Crowds cheer in Philippines for Pope Francis while children are chained and abused

The youngsters, who can be kept in the centers for months, are exposed to abuse and exploitation by older children and adults

Angel, a 13 year old little girl clad only in a flimsy dress, was chained to a post in the detention center and left there crying
When the pope and other heads of state visit other countries what is the purpose of their visits? Do they just want publicity for themselves? Do they want to make speeches and hear crowds cheering for them?  Do they actually help the countries they visit? Not economically: For the pope’s visit to the Philippines that started today, the expenses are tremendous: Over 25,000 police and thousands of soldiers must provide security.   Helicopter gunships circle overhead. Streets must be cleaned – of dirt and of children who live under the road bridges where the Pope will travel.

Hundreds of boys and girls in Manila -- Street children as young as five are caged in detention centers with adult criminals who sexually abuse them according to an investigation by MailOnline, a British news service. Some have been starved and chained to pillars in the centers. A senior official admitted there had been an intensive round-up by police and government workers to make sure the children are not seen by Pope Francis.

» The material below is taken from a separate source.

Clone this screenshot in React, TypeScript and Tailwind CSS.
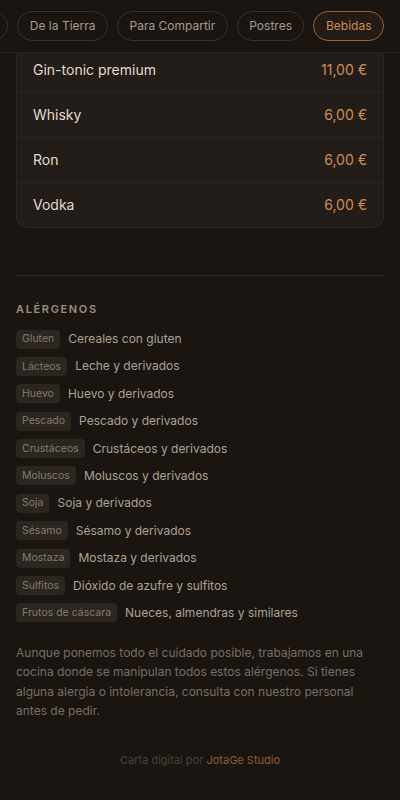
import React from "react";

const pills = ["Principales", "De la Tierra", "Para Compartir", "Postres", "Bebidas"];

const items = [
  { name: "Gin-tonic premium", price: "11,00 €" },
  { name: "Whisky", price: "6,00 €" },
  { name: "Ron", price: "6,00 €" },
  { name: "Vodka", price: "6,00 €" },
];

const allergens = [
  ["Gluten", "Cereales con gluten"],
  ["Lácteos", "Leche y derivados"],
  ["Huevo", "Huevo y derivados"],
  ["Pescado", "Pescado y derivados"],
  ["Crustáceos", "Crustáceos y derivados"],
  ["Moluscos", "Moluscos y derivados"],
  ["Soja", "Soja y derivados"],
  ["Sésamo", "Sésamo y derivados"],
  ["Mostaza", "Mostaza y derivados"],
  ["Sulfitos", "Dióxido de azufre y sulfitos"],
  ["Frutos de cáscara", "Nueces, almendras y similares"],
];

export default function App() {
  return (
    <div
      className="w-[400px] h-[800px] overflow-hidden bg-[#1a1511] flex flex-col"
      style={{ fontFamily: "Inter, 'Noto Sans', sans-serif" }}
    >
      <nav className="h-[53px] shrink-0 border-b border-[#2a231e] bg-[#1a1511] flex justify-end items-start pt-[11px] pr-4 gap-[9px] overflow-hidden">
        {pills.map((p) => {
          const active = p === "Bebidas";
          return (
            <div
              key={p}
              className={
                active
                  ? "shrink-0 h-[30px] px-[11.5px] rounded-full border border-[#9a6536] bg-[#241b14] text-[#cf8d4f] text-[12px] flex items-center whitespace-nowrap"
                  : "shrink-0 h-[30px] px-[11.5px] rounded-full border border-[#3a322b] text-[#a69a8d] text-[12px] flex items-center whitespace-nowrap"
              }
            >
              {p}
            </div>
          );
        })}
      </nav>

      <div className="mx-4 bg-[#221d19] border-x border-b border-[#2e2823] rounded-b-xl">
        {items.map((it, i) => (
          <div
            key={it.name}
            className={
              (i === 0 ? "pt-[7px] pb-3 " : "py-3 ") +
              (i < items.length - 1 ? "border-b border-[#2c2621] " : "") +
              "flex justify-between items-center px-4 text-[14px] leading-5"
            }
          >
            <span className="text-[#e4dacd]">{it.name}</span>
            <span className="text-[#cf8d4f]">{it.price}</span>
          </div>
        ))}
      </div>

      <div className="mx-4 mt-[47px] h-px bg-[#2e2823]" />

      <section className="px-4 pt-[25px]">
        <h2 className="text-[11px] leading-4 font-semibold tracking-[0.15em] text-[#9a8e82]">
          ALÉRGENOS
        </h2>
        <ul className="mt-[12px] flex flex-col gap-[7.4px]">
          {allergens.map(([tag, desc]) => (
            <li key={tag} className="flex items-center gap-2 h-5">
              <span className="h-[19px] px-[6px] rounded bg-[#2c2620] text-[#857a6f] text-[10.5px] flex items-center">
                {tag}
              </span>
              <span className="text-[12px] text-[#ada194]">{desc}</span>
            </li>
          ))}
        </ul>
        <p className="mt-[20px] text-[12px] leading-[19.5px] text-[#7a6e63]">
          Aunque ponemos todo el cuidado posible, trabajamos en una cocina donde se manipulan todos estos alérgenos. Si tienes alguna alergia o intolerancia, consulta con nuestro personal antes de pedir.
        </p>
        <p className="mt-[31px] text-center text-[11px] text-[#4a4038]">
          Carta digital por <span className="text-[#8c5e34]">JotaGe Studio</span>
        </p>
      </section>
    </div>
  );
}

The pope is going to visit with young people – but not the children locked up in cells. He can wash the feet of inmates as a photo op, but does he really care?  These practices of locking up children have gone on for a long time in Manila – there are 17 detention centers across the city, where an estimated 20,000 children a year are detained for no obvious reason other than begging for food. The same thing was done when Obama visited.  According to Rosalinda Orobia, head of Social Welfare Department in Manila, 'It happened before President Obama's visit to the Philippines in April last year. When we tried to have them released we were told they couldn't come out until after Obama had gone.”  So this is not a new practice, it hurts thousands of children and it is unlikely that heads of state have no knowledge of it.


Pope Francis said that a priority of his visit would be to send a message to the poor who face "social, spiritual and existential" injustices.  What good is a message?  Does it help the poor?  The Filipino President Aquino also wants to eradicate poverty: he would like to see fewer children born into poverty but the local Roman Catholic Church is fighting to overturn a 2012 reproductive health law that promotes artificial birth control. The church is not taking care of these children, the government allows such practices to continue – the children are invisible.  So these children will continue to live in the streets while popes and presidents parade by waving and smiling – bread and circuses but not for these children.